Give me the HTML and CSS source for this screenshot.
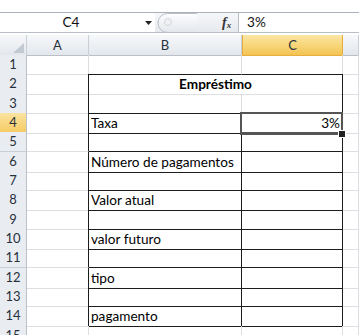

++++++

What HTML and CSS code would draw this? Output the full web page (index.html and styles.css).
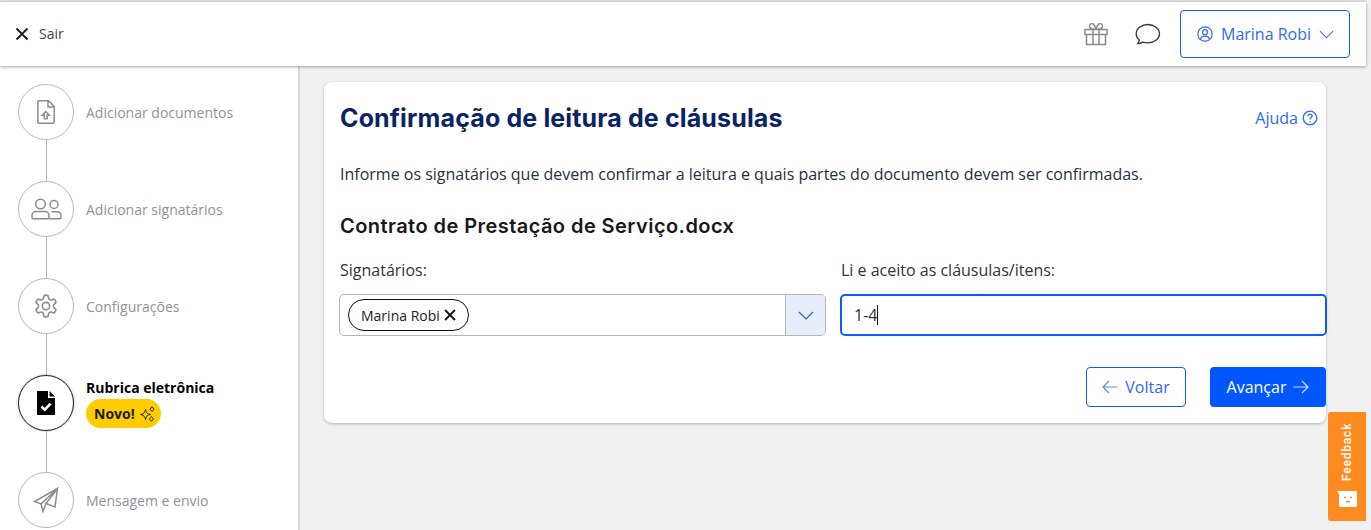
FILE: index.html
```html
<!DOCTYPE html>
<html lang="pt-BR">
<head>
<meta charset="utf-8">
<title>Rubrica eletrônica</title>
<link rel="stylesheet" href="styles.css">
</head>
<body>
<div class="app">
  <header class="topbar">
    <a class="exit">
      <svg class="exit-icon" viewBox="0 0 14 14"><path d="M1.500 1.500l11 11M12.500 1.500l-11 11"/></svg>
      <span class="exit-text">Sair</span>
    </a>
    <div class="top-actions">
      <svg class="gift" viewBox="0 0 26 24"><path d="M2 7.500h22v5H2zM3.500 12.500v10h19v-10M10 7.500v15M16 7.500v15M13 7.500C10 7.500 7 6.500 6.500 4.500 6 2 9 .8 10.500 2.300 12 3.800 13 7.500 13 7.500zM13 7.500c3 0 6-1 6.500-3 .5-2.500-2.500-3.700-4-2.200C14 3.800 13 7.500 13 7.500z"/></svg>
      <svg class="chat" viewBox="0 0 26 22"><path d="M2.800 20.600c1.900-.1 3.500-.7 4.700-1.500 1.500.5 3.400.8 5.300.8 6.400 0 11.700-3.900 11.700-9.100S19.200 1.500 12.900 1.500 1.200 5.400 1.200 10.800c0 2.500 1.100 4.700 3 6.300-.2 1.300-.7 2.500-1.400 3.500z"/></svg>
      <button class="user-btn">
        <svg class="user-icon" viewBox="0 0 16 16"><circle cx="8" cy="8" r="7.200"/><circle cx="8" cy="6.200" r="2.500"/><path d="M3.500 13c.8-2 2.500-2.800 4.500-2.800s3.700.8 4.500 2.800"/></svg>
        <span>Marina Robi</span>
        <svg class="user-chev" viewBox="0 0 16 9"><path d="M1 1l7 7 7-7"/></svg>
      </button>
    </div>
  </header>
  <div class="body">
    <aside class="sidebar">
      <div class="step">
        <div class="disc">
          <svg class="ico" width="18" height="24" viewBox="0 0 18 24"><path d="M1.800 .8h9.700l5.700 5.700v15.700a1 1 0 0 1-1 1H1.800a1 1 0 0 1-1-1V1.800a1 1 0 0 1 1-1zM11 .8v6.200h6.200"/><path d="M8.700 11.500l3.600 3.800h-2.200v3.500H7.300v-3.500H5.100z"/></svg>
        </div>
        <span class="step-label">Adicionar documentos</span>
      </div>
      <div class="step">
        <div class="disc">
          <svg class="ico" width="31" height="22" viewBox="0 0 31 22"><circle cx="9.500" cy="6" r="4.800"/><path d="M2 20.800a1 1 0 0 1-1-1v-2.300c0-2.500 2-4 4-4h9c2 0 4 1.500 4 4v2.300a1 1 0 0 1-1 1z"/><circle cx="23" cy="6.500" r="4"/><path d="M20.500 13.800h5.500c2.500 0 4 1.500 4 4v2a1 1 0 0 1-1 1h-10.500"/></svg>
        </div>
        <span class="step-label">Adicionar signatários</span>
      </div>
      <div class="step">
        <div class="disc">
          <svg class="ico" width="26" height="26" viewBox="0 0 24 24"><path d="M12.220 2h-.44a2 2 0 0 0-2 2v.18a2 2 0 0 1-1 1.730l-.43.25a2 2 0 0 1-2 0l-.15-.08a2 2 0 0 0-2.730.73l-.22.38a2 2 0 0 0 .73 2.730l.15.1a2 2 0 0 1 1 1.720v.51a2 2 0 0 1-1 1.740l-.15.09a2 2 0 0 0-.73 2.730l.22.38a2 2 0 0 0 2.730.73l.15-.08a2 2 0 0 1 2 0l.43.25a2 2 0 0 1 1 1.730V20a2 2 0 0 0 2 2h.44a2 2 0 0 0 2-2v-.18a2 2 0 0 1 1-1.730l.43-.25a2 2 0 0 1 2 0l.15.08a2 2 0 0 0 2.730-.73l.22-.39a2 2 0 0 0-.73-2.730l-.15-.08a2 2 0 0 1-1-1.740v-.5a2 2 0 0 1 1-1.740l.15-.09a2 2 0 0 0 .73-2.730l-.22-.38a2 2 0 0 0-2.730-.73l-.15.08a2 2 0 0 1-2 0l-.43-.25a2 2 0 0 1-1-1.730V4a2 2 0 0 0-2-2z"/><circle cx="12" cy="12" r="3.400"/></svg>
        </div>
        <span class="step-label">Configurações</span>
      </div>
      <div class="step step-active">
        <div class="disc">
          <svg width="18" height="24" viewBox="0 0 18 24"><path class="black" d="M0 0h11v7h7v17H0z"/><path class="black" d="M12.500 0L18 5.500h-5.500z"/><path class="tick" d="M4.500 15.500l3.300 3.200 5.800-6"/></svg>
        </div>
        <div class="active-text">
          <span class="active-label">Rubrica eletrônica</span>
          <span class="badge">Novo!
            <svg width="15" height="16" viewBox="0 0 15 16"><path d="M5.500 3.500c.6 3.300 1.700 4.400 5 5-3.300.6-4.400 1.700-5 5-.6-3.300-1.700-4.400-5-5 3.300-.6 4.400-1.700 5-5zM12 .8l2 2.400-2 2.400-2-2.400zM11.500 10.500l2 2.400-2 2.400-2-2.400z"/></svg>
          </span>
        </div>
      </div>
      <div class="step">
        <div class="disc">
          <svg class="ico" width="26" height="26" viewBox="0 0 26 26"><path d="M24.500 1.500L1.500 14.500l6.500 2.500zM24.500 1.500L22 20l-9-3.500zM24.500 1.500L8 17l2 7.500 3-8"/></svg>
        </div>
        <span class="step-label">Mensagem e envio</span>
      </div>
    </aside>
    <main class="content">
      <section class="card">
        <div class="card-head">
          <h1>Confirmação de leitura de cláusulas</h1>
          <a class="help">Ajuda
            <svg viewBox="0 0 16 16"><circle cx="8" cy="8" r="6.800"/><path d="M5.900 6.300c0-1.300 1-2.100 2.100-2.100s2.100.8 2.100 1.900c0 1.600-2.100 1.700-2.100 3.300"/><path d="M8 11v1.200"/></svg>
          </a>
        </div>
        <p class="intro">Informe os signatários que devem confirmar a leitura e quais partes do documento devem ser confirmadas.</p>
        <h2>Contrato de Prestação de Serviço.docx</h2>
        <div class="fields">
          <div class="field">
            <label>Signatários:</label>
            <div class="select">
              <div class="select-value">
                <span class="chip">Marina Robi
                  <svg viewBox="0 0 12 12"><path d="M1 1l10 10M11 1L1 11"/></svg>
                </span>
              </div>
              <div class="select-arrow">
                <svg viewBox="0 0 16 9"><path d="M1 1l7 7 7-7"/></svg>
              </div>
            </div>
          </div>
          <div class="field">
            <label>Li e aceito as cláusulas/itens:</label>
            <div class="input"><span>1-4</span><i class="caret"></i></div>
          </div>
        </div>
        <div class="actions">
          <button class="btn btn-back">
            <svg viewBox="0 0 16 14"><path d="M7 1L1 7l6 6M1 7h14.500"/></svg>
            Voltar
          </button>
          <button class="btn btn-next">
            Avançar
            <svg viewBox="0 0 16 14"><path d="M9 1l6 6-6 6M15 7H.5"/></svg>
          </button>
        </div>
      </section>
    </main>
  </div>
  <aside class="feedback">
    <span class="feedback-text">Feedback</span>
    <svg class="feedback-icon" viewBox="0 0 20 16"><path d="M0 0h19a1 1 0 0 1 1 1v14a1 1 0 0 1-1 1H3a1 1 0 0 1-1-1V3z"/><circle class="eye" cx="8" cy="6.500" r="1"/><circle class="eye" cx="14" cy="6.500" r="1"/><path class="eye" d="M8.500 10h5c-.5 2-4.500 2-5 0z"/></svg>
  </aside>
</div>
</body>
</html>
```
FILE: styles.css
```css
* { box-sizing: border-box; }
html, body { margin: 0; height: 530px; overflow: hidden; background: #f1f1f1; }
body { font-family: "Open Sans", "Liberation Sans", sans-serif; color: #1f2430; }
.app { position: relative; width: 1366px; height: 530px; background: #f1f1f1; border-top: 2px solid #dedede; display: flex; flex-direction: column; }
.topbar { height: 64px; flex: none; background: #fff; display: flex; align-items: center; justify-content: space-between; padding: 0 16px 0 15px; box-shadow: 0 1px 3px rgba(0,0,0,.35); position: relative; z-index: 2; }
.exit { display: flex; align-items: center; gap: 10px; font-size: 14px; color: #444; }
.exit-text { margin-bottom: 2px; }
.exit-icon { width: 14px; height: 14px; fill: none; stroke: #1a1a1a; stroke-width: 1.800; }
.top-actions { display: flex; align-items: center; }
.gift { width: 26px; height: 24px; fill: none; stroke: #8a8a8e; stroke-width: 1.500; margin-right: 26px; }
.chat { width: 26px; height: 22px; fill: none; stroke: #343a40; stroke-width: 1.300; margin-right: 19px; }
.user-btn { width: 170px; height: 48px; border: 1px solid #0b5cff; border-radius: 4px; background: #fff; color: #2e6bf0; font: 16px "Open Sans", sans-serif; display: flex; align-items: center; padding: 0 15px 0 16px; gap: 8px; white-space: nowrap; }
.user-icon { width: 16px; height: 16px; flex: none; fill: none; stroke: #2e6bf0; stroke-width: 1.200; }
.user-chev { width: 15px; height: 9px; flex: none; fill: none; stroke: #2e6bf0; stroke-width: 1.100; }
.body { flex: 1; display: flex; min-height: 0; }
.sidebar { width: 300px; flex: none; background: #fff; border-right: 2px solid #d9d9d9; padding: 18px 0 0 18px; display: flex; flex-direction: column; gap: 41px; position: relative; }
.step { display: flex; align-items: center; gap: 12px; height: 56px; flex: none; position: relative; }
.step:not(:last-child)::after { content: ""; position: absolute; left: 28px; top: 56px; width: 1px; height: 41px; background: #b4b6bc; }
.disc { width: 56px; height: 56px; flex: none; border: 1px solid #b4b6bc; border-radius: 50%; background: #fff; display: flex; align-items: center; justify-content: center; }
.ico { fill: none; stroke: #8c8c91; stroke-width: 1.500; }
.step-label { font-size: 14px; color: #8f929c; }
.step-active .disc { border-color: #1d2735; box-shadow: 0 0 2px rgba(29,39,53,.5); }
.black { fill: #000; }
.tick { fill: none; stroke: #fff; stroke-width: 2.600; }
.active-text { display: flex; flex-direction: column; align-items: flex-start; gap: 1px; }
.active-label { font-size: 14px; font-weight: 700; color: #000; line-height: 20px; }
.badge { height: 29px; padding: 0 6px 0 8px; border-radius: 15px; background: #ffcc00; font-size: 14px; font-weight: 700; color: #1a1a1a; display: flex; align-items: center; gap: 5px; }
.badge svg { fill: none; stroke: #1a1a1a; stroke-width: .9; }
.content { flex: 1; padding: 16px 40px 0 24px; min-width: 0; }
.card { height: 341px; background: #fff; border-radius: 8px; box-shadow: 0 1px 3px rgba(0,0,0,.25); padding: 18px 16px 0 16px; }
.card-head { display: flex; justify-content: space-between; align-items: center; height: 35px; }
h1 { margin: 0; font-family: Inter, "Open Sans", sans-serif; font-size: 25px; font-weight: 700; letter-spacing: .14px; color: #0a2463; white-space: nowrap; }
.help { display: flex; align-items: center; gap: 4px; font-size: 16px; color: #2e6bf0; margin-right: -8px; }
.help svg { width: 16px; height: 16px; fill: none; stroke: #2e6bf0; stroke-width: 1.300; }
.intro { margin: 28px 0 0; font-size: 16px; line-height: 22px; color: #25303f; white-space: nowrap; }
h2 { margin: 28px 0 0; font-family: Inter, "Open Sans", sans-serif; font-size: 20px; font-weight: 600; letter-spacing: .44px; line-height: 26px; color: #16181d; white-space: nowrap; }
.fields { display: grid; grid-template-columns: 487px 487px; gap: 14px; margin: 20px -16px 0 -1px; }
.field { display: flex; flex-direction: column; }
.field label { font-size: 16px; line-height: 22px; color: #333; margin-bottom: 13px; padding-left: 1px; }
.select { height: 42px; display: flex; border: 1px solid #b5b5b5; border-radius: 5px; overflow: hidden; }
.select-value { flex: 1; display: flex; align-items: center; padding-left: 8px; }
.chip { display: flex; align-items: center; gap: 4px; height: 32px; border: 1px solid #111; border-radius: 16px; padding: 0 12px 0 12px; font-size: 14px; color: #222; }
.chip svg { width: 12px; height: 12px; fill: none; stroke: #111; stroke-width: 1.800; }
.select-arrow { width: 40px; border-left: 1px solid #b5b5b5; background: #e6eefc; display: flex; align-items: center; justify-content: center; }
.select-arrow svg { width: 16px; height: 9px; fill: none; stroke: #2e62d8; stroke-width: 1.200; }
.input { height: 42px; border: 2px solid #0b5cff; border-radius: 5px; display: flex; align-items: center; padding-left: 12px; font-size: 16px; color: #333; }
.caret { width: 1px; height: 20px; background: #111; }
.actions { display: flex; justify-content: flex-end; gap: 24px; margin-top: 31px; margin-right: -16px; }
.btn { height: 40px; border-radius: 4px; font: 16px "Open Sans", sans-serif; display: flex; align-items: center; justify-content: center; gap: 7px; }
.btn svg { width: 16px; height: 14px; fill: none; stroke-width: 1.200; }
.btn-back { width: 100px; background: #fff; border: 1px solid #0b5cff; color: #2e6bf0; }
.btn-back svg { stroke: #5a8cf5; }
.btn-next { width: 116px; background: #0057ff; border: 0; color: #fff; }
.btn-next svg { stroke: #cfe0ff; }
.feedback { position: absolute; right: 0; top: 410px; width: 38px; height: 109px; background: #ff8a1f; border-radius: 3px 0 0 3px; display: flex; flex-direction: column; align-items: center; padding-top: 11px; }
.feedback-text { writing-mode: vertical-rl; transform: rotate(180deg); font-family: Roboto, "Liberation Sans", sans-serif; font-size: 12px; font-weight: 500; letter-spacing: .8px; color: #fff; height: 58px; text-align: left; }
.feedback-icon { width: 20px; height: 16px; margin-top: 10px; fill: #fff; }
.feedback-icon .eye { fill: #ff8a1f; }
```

++++++

DIRECTIVE: Select all lines in the listing above where the word "this" appears, and show them.

WRITTEN SOLUTION:
Give me the HTML and CSS source for this screenshot.
What HTML and CSS code would draw this? Output the full web page (index.html and styles.css).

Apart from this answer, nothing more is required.